Standing in the lobby of Vienna's experimental theater Schauspielhaus Wien with 30 or so well-mannered Austrians, there's a nervous hush as we huddle around a rusty metal door, unsure of what to expect on the other side. A deafening techno track begins roaring from behind it, breaking the silence as an attendant unlocks the door, gesturing the crowd down a darkened staircase. One by one, the guests pass through, having received no instructions other than that they can move about freely and speak to whomever they encounter in the underground world they are about to enter.

Once downstairs, we find ourselves in a fully-stocked pantry with dusty canned goods and flickering overhead lights. There are several doors leading in different directions, and the group splinters off through them uncertainly into the subterranean universe.

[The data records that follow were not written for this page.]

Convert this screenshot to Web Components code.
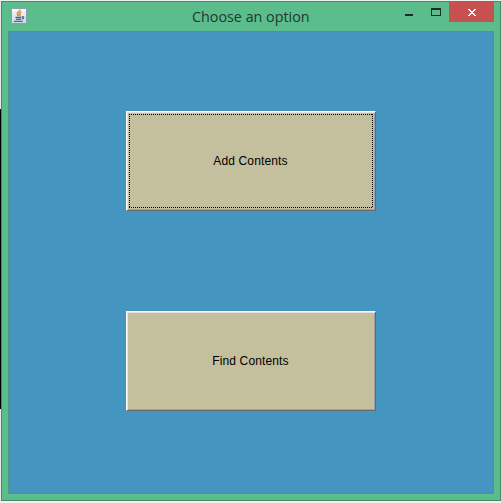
<!DOCTYPE html>
<html lang="en">
<head>
<meta charset="utf-8">
<title>Choose an option</title>
<style>
html, body { margin: 0; height: 100%; overflow: hidden; }
body { padding-top: 1px; box-sizing: border-box; background: linear-gradient(#e9ebea 0 109px, #000 109px 409px, #ececec 409px); background-size: 1px 100%; background-repeat: no-repeat; background-color: #eef2f0; }
</style>
</head>
<body>
<app-window caption="Choose an option">
  <option-button focused>Add Contents</option-button>
  <option-button>Find Contents</option-button>
</app-window>
<script>
class JavaIcon extends HTMLElement {
  constructor() {
    super();
    this.attachShadow({ mode: 'open' }).innerHTML = `
      <style>:host{display:block;width:16px;height:16px} svg{display:block}</style>
      <svg width="16" height="16" viewBox="0 0 16 16" fill="none">
        <defs><linearGradient id="g" x2="0" y2="1"><stop stop-color="#f8fafb"/><stop offset="1" stop-color="#cbd6e2"/></linearGradient></defs>
        <rect x=".5" y=".5" width="15" height="15" rx="1" fill="url(#g)" stroke="#8b9eaa"/>
        <path d="M8.9 1.6C9.7 3.5 5.3 4.1 6.3 6.1L7.4 8.2M10.4 4.1C8 5 8 5.8 8.8 6.7C9.2 7.4 8.9 8 8.5 8.4" stroke="#e5802d" stroke-width="1.5"/>
        <path d="M4.5 9.5H10.4M5.2 11.4H10M3 13.4H11.7M11 8.9C13.3 8.2 13.2 10.6 11 11" stroke="#426a8c" stroke-width="1.3"/>
      </svg>`;
  }
}
customElements.define('java-icon', JavaIcon);

class WindowControls extends HTMLElement {
  constructor() {
    super();
    this.attachShadow({ mode: 'open' }).innerHTML = `
      <style>
        :host{display:flex;height:20px}
        span{display:block;width:27px;height:20px}
        .close{width:45px;background:#c75050}
        svg{display:block}
      </style>
      <span><svg width="27" height="20"><path fill="#222b27" d="M10 12h8v2h-8z"/></svg></span>
      <span><svg width="27" height="20"><path fill="#222b27" fill-rule="evenodd" d="M9 6h10v8H9zM10 8v5h8V8z"/></svg></span>
      <span class="close"><svg width="45" height="20" shape-rendering="crispEdges"><path fill="#fff" d="M19 7h2v1h1v1h2v-1h1v-1h2v1h-1v1h-1v1h-1v1h1v1h1v1h1v1h-2v-1h-1v-1h-2v1h-1v1h-2v-1h1v-1h1v-1h1v-1h-1v-1h-1v-1h-1z"/></svg></span>`;
  }
}
customElements.define('window-controls', WindowControls);

class OptionButton extends HTMLElement {
  constructor() {
    super();
    this.attachShadow({ mode: 'open' }).innerHTML = `
      <style>
        :host{display:block;width:250px;height:100px}
        button{all:unset;box-sizing:border-box;width:100%;height:100%;display:grid;padding:1px;background:#c4bf9c;
          border:1px solid;border-color:#fff #696969 #696969 #fff;
          box-shadow:inset 1px 1px #e3e3e3,inset -1px -1px #a0a0a0;
          font:12px "Liberation Sans",Arial,sans-serif;letter-spacing:.13px;color:#000}
        .face{display:grid;place-items:center;margin:1px;padding-right:1px}
        :host([focused]) .face{
          --h:repeating-linear-gradient(90deg,#000 0 1px,transparent 1px 2px);
          --v:repeating-linear-gradient(#000 0 1px,transparent 1px 2px);
          background:var(--h) top/100% 1px no-repeat,var(--h) bottom/100% 1px no-repeat,
            var(--v) left/1px 100% no-repeat,var(--v) right/1px 100% no-repeat}
      </style>
      <button><span class="face"><slot></slot></span></button>`;
  }
}
customElements.define('option-button', OptionButton);

class AppWindow extends HTMLElement {
  constructor() {
    super();
    this.attachShadow({ mode: 'open' }).innerHTML = `
      <style>
        :host{display:flex;flex-direction:column;box-sizing:border-box;width:500px;height:500px;margin-left:1px;
          border:1px solid #438c67;background:#5bbd8b;padding:0 6px 6px}
        header{display:grid;grid-template-columns:184px 1fr 99px;height:29px;flex:none}
        java-icon{margin:6px 0 0 3px}
        h1{margin:0;padding-top:3px;font:15px/22px "Open Sans","Noto Sans",sans-serif;color:#22372d;white-space:nowrap;
          transform:scaleX(.955);transform-origin:left}
        main{flex:1;box-sizing:border-box;border:1px solid #4c997b;background:#4496c0;
          display:flex;flex-direction:column;gap:100px;padding:79px 0 0 117px}
      </style>
      <header><java-icon></java-icon><h1></h1><window-controls></window-controls></header>
      <main><slot></slot></main>`;
    this.shadowRoot.querySelector('h1').textContent = this.getAttribute('caption');
  }
}
customElements.define('app-window', AppWindow);
</script>
</body>
</html>
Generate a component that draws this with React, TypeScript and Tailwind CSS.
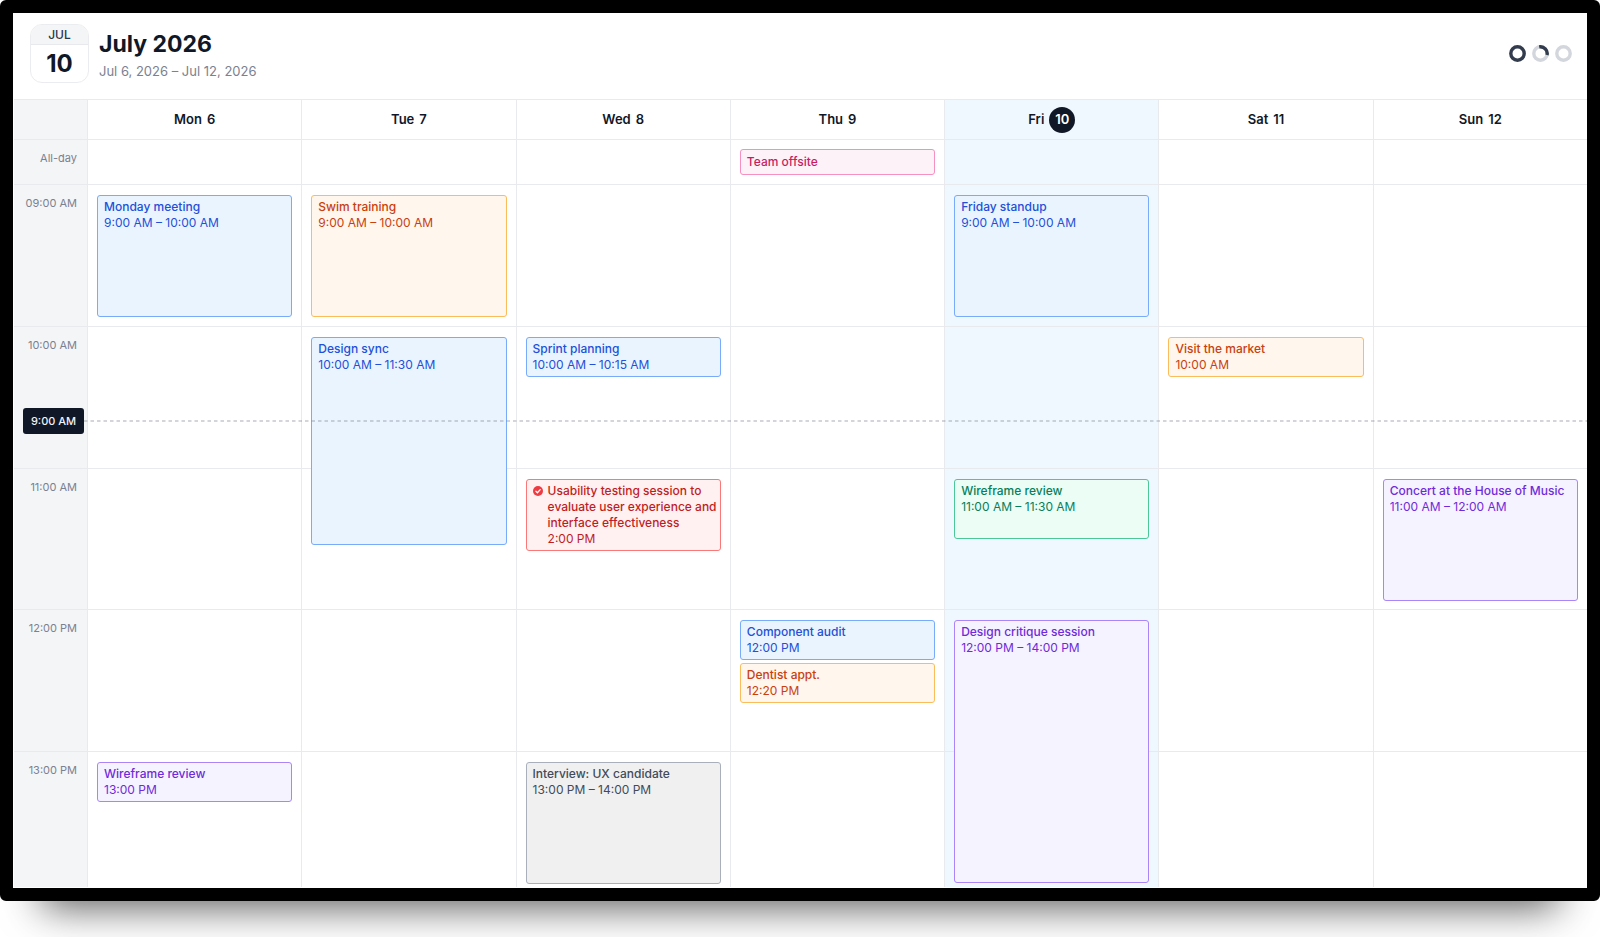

To the left is what appears to be a teenage girl's bedroom, with dirty plush toys and vampire comic books strewn across the bed, and a 2003 Destiny's Child world tour poster on the wall. Take the door to the right and you'll end up in what looks like the dark room of a seedy gay sex club, a cramped concrete cell featuring a stained mattress with a pair of handcuffs lying across it. The ceilings are low and claustrophobic throughout the space, the lighting dingy, and everything gives the impression of an endlessly recurring nightmare, as rooms lead into other rooms, hallways, and dead ends, each circling back into one another without any sense of logic. As I wander alone through one of the dim passageways, I'm suddenly cornered by two teenagers who weren't with the original group. Speaking Arabic, they ask "Andak massari?" as they reach into my pockets, fishing out the change before running in the opposite direction. The money was never returned.

Photo by Luca Fuchs

As the playbill states, Cellar Door is a fully "walkable cosmos on the interface between performance and virtual reality" imagined by directors Thomas Bo Nilsson, Julian Eicke, and Jens Lassak as a work in three parts. The installation itself, which runs non-stop for 504 hours, consists of a sprawling, labyrinthine 50-room set constructed in the basement of the theatre and inhabited by 40 actors, some of whom remain on set and in character for the entire 21-day duration the project is on view. The multimedia performance is open to the public twice per day in four-hour slots until May 5, with the rest of the performance unfolding online at lexlydia.net, a dark web-inspired forum and live streaming video chat room created specifically for the piece. The set is outfitted with several 90s desktop computers, and the characters, who each have their own avatar on the platform, log in occasionally to gossip about each other.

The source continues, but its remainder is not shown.